**SUPPLIED INFORMATION**
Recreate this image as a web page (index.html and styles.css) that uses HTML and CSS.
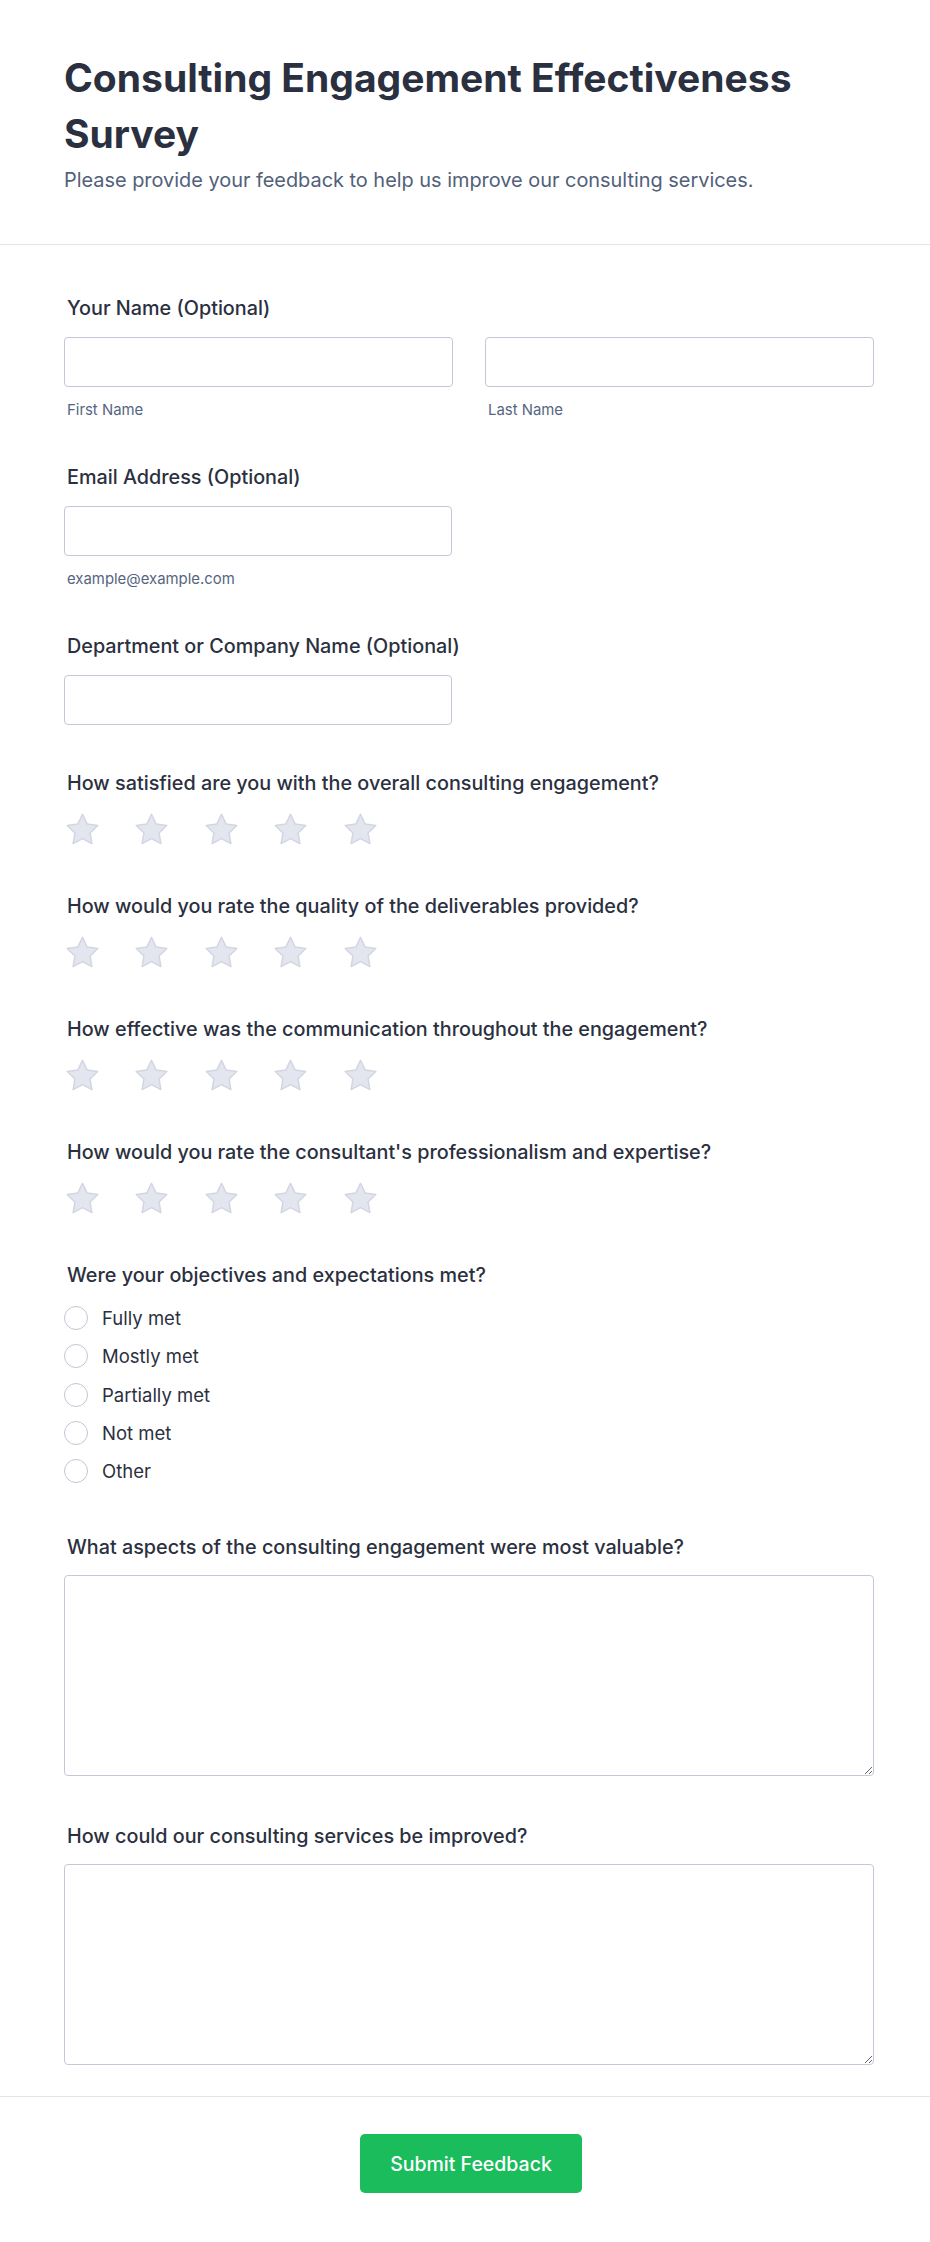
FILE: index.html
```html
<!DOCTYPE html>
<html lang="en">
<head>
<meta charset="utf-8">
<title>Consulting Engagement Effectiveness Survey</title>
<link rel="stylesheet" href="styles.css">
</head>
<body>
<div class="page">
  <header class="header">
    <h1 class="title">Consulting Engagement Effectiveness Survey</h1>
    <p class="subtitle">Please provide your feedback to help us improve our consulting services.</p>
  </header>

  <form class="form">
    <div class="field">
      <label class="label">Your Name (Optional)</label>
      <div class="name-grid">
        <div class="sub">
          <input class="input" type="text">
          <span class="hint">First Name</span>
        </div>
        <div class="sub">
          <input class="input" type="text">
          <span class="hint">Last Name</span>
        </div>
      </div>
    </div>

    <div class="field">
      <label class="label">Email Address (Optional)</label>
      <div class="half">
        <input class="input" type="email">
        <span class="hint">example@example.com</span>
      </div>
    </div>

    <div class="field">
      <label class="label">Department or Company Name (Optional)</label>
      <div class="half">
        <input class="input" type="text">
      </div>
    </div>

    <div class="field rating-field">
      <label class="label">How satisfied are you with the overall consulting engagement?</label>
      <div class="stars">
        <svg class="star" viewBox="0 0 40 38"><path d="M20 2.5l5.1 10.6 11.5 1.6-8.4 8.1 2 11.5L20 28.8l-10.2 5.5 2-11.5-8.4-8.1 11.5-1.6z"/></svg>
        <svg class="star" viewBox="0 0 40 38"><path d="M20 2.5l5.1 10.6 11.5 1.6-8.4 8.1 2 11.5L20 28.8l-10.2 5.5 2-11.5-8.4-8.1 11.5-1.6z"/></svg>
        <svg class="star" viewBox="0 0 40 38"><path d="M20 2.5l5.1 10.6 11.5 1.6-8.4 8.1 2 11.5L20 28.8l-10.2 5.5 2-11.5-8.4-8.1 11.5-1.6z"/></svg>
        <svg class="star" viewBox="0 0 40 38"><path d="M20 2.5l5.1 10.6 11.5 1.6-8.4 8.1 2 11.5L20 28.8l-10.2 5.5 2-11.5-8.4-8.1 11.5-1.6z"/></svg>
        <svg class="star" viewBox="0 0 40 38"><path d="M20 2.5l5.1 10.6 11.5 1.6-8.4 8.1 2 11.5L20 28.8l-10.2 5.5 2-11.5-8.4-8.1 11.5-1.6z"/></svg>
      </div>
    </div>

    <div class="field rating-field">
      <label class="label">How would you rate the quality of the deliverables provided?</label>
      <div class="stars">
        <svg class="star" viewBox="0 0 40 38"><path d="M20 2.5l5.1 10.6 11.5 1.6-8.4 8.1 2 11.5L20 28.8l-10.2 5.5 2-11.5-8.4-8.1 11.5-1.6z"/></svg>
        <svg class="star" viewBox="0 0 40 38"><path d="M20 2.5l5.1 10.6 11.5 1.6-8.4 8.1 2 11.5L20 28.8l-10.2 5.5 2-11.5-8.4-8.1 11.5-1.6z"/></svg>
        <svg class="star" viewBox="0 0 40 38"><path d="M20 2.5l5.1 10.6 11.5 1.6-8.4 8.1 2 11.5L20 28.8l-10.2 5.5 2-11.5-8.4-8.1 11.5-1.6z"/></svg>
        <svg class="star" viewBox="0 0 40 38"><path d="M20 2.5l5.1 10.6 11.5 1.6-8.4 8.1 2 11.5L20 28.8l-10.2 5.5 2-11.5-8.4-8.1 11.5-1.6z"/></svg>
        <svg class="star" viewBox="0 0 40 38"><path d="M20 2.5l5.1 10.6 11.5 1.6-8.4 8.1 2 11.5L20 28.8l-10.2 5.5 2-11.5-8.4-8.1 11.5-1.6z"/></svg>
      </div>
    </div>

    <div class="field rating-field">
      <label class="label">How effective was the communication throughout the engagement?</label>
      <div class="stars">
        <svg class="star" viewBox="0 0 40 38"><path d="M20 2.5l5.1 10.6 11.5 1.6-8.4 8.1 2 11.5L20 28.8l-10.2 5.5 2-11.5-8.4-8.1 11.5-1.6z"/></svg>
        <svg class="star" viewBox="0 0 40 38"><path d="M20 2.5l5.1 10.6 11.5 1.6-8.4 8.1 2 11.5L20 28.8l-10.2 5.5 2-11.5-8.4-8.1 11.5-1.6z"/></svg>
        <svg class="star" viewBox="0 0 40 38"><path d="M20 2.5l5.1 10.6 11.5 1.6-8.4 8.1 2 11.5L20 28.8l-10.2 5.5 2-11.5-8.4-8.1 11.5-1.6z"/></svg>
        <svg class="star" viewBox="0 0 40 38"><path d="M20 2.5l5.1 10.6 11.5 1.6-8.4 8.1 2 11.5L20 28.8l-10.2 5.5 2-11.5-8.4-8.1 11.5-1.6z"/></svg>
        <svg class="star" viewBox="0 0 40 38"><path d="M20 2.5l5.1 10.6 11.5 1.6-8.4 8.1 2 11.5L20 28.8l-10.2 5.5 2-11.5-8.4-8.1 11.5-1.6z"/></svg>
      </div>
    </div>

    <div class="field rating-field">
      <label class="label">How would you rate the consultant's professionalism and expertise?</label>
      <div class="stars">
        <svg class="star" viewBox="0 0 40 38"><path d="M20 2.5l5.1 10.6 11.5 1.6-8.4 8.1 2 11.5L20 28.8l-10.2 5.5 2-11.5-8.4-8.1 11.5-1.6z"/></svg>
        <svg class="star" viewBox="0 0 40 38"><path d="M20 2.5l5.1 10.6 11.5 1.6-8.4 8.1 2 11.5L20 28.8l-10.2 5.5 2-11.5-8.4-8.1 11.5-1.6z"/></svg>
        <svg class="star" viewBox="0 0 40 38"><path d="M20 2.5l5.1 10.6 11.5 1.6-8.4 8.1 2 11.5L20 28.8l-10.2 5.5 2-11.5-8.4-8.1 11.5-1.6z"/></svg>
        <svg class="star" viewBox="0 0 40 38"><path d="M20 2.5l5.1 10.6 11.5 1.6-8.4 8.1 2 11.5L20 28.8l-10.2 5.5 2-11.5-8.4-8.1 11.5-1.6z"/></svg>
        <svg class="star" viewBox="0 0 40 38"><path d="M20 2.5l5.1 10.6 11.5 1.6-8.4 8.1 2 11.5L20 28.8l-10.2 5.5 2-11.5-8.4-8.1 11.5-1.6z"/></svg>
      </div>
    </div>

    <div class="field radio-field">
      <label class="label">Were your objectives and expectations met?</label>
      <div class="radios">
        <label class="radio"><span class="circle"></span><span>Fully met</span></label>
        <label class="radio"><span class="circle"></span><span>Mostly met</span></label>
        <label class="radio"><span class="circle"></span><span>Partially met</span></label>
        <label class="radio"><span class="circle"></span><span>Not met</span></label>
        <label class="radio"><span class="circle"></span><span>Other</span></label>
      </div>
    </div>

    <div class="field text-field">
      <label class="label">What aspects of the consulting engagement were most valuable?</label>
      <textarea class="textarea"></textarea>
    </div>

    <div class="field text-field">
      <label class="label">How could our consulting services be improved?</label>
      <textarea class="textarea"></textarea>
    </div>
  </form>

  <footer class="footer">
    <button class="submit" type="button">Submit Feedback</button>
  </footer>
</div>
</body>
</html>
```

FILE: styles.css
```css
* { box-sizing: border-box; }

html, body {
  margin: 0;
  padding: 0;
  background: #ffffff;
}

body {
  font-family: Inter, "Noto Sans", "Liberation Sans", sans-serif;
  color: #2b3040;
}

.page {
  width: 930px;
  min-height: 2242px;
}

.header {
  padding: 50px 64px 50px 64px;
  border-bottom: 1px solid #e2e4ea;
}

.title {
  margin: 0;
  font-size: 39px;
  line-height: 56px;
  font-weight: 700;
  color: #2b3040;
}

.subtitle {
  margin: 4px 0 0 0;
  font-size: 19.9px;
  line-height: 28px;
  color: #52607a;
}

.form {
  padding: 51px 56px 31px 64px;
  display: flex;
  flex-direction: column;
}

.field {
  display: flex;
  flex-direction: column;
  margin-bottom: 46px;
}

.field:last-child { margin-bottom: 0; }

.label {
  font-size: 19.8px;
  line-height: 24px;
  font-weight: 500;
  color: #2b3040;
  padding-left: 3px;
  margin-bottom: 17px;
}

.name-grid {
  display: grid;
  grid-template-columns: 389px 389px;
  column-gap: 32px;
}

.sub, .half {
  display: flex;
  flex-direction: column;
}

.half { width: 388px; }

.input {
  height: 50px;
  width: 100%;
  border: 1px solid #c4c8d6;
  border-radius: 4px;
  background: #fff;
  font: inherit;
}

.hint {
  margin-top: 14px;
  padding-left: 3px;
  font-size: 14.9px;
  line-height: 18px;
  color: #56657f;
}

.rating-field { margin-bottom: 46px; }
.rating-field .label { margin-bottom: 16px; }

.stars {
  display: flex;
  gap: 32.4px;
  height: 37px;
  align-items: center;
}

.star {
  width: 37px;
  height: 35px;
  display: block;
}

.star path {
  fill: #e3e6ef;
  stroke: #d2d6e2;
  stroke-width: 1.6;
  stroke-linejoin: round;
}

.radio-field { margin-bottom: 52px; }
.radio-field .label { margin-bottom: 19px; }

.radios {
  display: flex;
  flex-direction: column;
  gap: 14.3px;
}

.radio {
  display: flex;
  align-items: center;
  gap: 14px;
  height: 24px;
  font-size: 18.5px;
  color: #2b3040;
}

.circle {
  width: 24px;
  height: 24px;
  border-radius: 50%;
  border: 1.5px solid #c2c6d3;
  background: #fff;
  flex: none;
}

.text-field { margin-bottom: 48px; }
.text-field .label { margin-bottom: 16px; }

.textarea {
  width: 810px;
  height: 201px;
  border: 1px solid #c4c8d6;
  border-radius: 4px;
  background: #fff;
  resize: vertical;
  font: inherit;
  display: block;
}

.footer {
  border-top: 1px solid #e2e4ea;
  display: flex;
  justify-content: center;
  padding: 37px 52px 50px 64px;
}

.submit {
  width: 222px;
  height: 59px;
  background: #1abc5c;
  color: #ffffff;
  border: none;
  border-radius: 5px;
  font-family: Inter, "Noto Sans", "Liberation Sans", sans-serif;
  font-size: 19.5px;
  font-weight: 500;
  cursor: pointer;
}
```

**TASK REQUIREMENTS**
In the data above, tally the lines holding "page" and answer with the figure only.

**ANSWER IN FULL**
3